WHAT THE EXERCISE ASKS:
Pull out every line below containing the word "this".

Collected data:
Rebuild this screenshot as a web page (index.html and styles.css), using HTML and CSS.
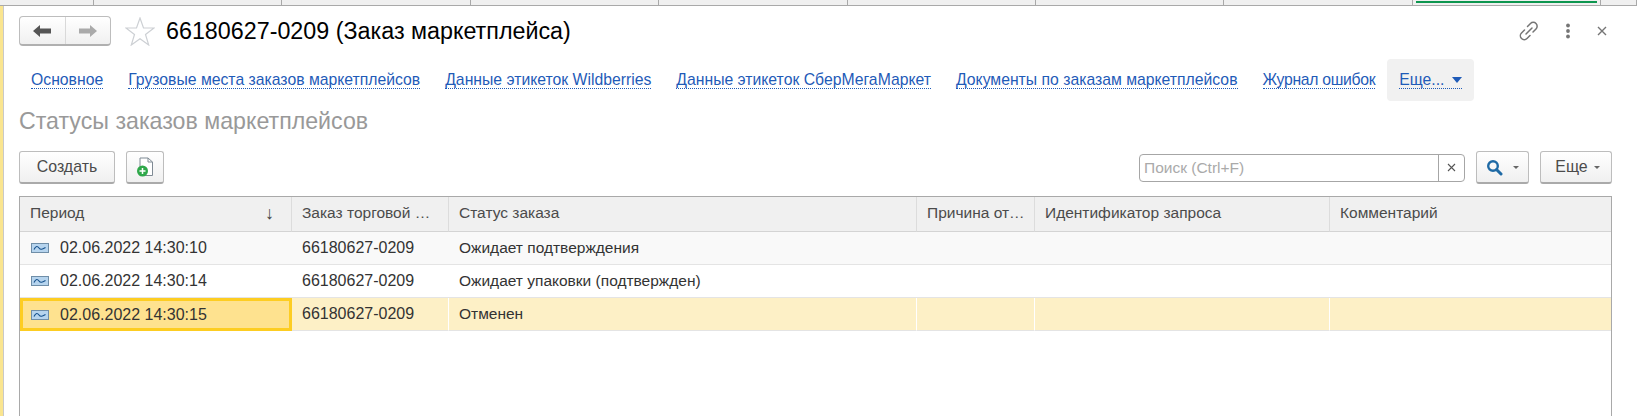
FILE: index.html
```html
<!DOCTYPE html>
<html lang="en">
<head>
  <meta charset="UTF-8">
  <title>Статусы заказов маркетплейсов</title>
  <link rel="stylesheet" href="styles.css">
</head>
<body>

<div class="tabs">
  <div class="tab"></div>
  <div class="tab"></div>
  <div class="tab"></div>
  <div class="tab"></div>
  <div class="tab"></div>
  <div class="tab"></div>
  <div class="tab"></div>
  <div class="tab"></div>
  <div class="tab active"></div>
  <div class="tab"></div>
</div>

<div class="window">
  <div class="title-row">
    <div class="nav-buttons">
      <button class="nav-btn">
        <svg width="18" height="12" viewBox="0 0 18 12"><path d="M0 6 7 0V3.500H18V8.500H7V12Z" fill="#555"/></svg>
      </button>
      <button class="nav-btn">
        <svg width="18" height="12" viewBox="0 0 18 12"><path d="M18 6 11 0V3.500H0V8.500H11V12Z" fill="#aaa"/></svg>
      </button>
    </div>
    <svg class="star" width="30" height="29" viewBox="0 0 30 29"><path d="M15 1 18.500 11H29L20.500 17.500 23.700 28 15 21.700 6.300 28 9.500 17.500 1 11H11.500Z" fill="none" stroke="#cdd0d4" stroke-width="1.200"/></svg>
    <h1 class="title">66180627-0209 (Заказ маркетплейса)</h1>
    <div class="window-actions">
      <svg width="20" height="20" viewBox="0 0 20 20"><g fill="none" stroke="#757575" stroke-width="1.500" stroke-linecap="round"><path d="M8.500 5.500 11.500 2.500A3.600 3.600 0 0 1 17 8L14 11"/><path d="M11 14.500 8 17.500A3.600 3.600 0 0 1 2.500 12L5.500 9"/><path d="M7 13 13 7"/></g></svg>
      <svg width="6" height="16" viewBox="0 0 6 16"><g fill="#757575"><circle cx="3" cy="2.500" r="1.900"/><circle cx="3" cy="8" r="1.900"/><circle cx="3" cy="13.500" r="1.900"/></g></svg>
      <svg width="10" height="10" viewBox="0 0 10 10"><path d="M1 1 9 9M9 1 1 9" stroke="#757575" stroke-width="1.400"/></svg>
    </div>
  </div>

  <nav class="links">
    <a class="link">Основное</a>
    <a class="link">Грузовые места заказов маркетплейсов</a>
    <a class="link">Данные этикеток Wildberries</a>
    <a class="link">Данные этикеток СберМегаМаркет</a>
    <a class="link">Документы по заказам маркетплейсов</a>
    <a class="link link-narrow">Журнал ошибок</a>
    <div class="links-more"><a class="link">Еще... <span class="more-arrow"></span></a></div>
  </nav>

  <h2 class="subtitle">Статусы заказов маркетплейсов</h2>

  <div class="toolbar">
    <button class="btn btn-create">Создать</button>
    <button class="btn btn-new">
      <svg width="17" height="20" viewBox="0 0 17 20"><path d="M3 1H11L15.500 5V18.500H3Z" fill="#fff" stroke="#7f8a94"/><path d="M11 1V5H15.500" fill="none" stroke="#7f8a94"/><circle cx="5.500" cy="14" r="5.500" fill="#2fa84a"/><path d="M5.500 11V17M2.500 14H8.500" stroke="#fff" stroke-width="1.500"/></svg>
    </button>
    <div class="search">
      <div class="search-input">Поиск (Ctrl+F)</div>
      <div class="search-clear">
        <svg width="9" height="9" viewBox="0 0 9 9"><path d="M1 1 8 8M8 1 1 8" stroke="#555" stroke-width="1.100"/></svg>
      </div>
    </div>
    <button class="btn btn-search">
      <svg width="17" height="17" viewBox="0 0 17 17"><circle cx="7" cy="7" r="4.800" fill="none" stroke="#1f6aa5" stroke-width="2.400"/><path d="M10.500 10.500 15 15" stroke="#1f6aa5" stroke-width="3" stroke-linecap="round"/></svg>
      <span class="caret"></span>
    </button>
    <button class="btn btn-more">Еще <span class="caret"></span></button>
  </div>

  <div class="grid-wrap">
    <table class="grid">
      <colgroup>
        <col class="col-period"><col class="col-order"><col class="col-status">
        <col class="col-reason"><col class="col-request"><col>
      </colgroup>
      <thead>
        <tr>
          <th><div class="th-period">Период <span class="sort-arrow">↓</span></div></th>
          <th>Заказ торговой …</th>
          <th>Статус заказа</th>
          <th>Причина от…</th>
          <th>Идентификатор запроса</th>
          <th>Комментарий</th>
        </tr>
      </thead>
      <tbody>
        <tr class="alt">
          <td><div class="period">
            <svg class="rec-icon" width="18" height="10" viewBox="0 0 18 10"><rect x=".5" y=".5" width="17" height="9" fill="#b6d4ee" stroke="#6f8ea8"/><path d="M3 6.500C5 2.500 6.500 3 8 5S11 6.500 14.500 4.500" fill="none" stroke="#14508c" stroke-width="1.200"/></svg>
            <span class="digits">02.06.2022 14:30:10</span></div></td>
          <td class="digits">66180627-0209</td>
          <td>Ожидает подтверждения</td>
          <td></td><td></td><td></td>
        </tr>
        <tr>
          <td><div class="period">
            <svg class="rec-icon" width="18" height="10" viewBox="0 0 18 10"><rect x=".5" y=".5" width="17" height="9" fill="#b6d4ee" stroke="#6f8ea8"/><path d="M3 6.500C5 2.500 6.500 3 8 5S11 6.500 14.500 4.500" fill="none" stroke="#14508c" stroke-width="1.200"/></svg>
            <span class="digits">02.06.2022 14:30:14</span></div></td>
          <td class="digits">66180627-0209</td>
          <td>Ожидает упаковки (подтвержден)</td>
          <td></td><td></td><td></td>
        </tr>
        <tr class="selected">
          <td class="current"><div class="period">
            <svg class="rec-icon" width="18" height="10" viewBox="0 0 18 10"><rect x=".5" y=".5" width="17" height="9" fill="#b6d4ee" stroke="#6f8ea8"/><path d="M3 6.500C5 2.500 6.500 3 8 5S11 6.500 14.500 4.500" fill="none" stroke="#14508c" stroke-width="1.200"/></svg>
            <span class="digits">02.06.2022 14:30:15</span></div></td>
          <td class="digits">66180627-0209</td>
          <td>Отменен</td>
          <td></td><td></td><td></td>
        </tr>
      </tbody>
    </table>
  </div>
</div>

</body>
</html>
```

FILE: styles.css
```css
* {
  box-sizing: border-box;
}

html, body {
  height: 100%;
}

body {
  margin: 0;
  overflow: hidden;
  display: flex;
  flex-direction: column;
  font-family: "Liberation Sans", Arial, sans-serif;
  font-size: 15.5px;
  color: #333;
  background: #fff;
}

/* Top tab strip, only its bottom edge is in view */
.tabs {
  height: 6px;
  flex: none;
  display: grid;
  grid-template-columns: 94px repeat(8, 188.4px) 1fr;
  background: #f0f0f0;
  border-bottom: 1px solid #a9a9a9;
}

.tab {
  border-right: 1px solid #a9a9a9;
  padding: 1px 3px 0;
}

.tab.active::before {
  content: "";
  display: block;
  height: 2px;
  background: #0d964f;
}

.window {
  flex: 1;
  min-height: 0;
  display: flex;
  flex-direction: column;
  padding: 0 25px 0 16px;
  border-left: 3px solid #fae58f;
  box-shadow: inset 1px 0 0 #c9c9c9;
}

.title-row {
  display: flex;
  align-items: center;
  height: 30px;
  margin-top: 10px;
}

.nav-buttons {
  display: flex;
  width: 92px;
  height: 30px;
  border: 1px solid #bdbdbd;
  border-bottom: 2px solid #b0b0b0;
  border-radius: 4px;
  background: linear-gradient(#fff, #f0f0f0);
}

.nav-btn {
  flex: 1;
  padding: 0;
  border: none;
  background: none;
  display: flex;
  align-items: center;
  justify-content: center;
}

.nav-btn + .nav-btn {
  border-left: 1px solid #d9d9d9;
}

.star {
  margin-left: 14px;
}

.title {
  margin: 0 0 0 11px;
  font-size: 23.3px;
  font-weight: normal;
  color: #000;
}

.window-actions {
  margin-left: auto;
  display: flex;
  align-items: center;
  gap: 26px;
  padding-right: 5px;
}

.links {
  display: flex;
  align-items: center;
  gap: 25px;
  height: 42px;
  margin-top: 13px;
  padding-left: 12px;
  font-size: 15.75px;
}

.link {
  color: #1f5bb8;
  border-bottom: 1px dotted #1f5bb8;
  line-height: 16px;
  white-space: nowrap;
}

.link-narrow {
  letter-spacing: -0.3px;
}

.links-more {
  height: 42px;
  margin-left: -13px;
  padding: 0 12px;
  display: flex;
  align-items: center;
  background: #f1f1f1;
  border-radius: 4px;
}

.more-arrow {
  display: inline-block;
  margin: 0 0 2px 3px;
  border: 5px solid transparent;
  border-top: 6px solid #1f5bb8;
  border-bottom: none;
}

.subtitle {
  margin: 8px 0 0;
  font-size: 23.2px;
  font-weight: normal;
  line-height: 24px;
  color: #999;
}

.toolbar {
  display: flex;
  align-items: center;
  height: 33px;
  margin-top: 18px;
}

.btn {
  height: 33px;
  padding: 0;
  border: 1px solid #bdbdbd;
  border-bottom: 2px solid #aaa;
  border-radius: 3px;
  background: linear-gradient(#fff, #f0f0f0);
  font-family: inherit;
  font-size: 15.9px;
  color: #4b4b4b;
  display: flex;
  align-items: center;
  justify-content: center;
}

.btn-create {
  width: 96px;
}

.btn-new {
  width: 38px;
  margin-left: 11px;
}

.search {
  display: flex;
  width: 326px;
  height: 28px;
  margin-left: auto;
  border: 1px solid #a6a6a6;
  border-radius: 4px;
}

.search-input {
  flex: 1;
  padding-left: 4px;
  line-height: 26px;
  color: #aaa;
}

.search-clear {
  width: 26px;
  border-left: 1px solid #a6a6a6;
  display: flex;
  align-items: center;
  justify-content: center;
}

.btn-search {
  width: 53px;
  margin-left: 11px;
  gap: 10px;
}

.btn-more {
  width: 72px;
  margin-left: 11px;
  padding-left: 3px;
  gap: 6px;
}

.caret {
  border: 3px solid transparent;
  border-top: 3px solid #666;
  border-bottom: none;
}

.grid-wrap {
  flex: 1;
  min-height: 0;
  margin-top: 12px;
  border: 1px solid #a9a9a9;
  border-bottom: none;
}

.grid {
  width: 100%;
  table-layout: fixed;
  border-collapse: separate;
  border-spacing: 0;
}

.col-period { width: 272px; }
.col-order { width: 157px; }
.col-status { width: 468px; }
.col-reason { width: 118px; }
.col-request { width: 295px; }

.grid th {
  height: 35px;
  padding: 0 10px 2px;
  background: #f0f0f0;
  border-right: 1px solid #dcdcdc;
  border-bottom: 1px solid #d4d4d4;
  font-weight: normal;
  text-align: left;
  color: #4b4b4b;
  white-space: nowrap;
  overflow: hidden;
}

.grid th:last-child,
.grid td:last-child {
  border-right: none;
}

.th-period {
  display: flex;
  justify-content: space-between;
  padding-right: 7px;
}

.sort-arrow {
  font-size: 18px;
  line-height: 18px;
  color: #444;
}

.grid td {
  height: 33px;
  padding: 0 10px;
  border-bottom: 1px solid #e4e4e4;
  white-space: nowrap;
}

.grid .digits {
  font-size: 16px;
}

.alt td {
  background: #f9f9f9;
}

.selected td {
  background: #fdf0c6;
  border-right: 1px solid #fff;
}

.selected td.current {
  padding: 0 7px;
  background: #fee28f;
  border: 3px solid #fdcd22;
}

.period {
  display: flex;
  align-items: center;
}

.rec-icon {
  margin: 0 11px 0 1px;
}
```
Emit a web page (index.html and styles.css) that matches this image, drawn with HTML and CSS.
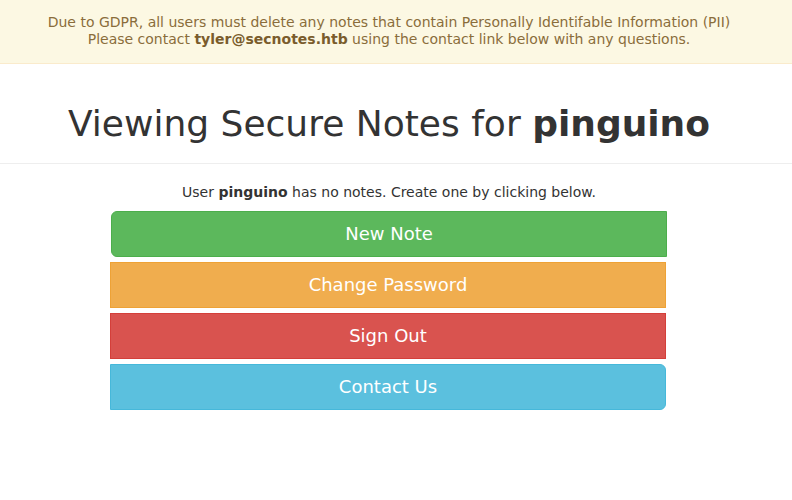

RESULT OF THE TASK:
Rebuild this screenshot as a web page (index.html and styles.css), using HTML and CSS.
Emit a web page (index.html and styles.css) that matches this image, drawn with HTML and CSS.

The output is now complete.